- Born: 1959 (age 66–67) Brooklyn, New York
- Education: Concordia College (Moorhead, Minnesota)
- Occupations: CEO, COO

= Marianne C. Brown =

American businesswoman

Marianne C. Brown (born 1959) is an American businesswoman. Brown has held position of CEO of several companies and is currently the Chief Operating Officer (COO) of SunGard Financial Systems, since February 24, 2014.

==Early life and education==
Brown was born and raised in Brooklyn, NY.
She attended Concordia College (Moorhead, Minnesota), graduating with a BS in business, magna cum laude, in 1997.

==Career==
ADP (1978 - 2005): In 1978 Brown joined Automatic Data Processing (ADP) as clerk/secretary, and through her career in ADP over next 26 years she held positions of increasing responsibility in various areas.

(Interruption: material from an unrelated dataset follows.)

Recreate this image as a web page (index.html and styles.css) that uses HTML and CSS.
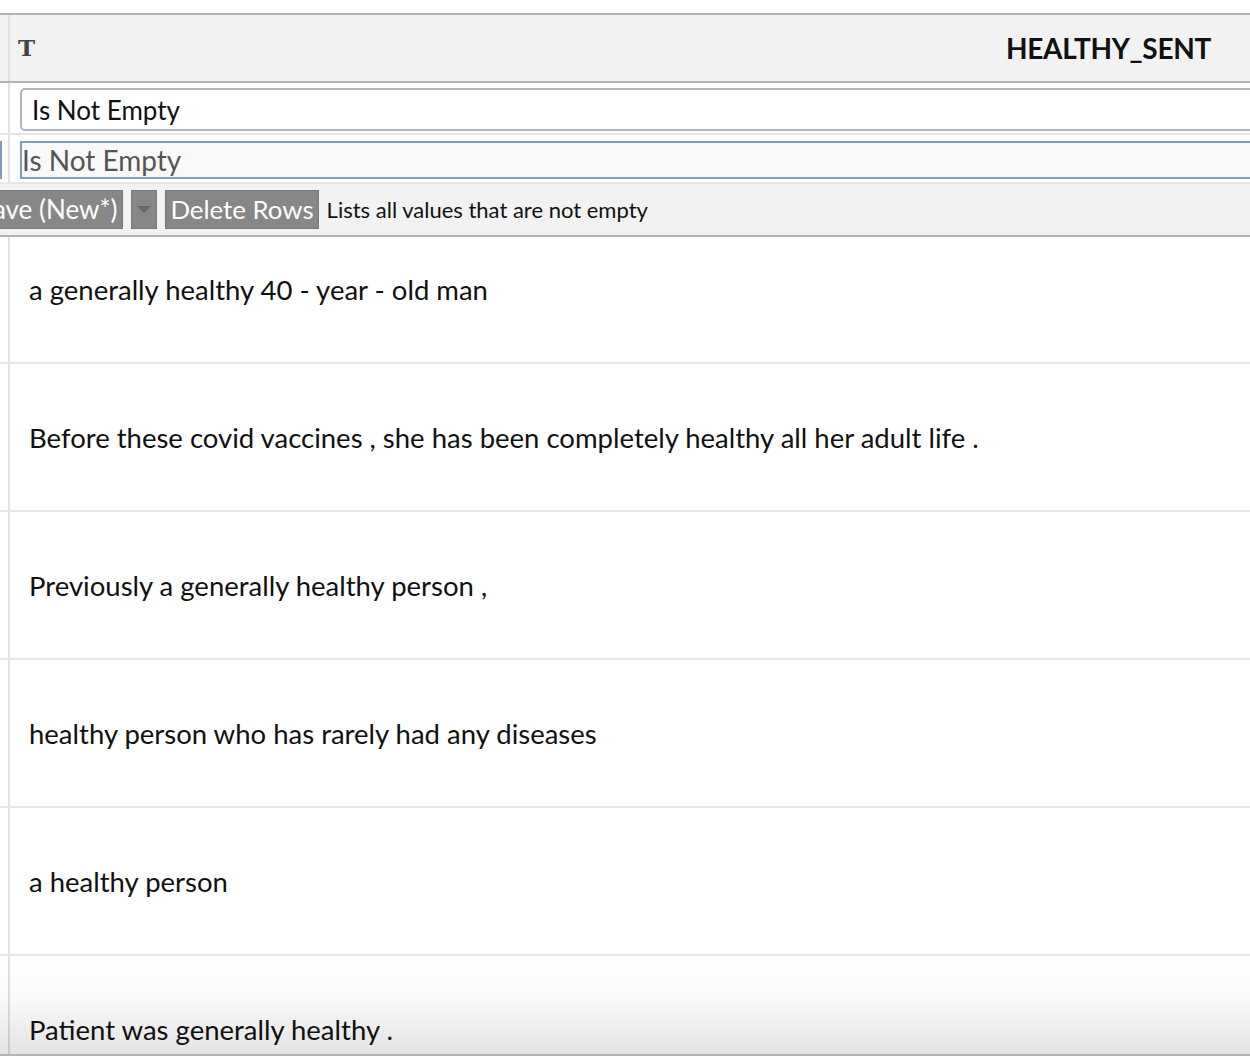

SIAC (2005 - 2006): She became the CEO of Securities Industry Automation Corporation (SIAC) in 2005 and held that position until 2006.

Omgeo (2006 - 2014): From November 1, 2006 Brown was the president and CEO of Omgeo LLC, a subsidiary of The Depository Trust & Clearing Corporation (DTCC).
In February 2014 she stepped down from the post of CEO.

SunGard (2014–present): On February 24, 2014 Brown became the COO of Financial Systems Business at SunGard Data Systems Inc.

==Memberships==
- Senior Advisor of Pro Mujer, Inc. an international women's development and microfinance organization.
- Member of the board of directors for Careers for People with Disabilities, a non-profit organization dedicated to finding productive employment for individuals with disabilities
- Director of the Brooklyn Bureau of Community Services.
- Director of The Partnership for New York City, Inc.
- Mentor to young women at Marymount College
- A member of the board of directors for the League for the Hard of Hearing
- Advisory council member Center for CIO Leadership and SIFMA's Operations Advisory Board
- Member of The Economic Club of New York

==Awards==
- FTF News 2011 Technology Innovation Awards "Person of the Year"
- Global Custodian's "Securities Industry Hall of Fame"
- Financial News’ "Top 100 Influential Women in Finance"
- Irish America's "Wall Street 50" 2009
- Irish Voice's "Top 75 Most Influential Women"

==Personal life==
Brown is a second-generation Irish American: her father's family came from County Fermanagh and her mother's family came from Mayo. She lives in Westchester, New York with her husband and son.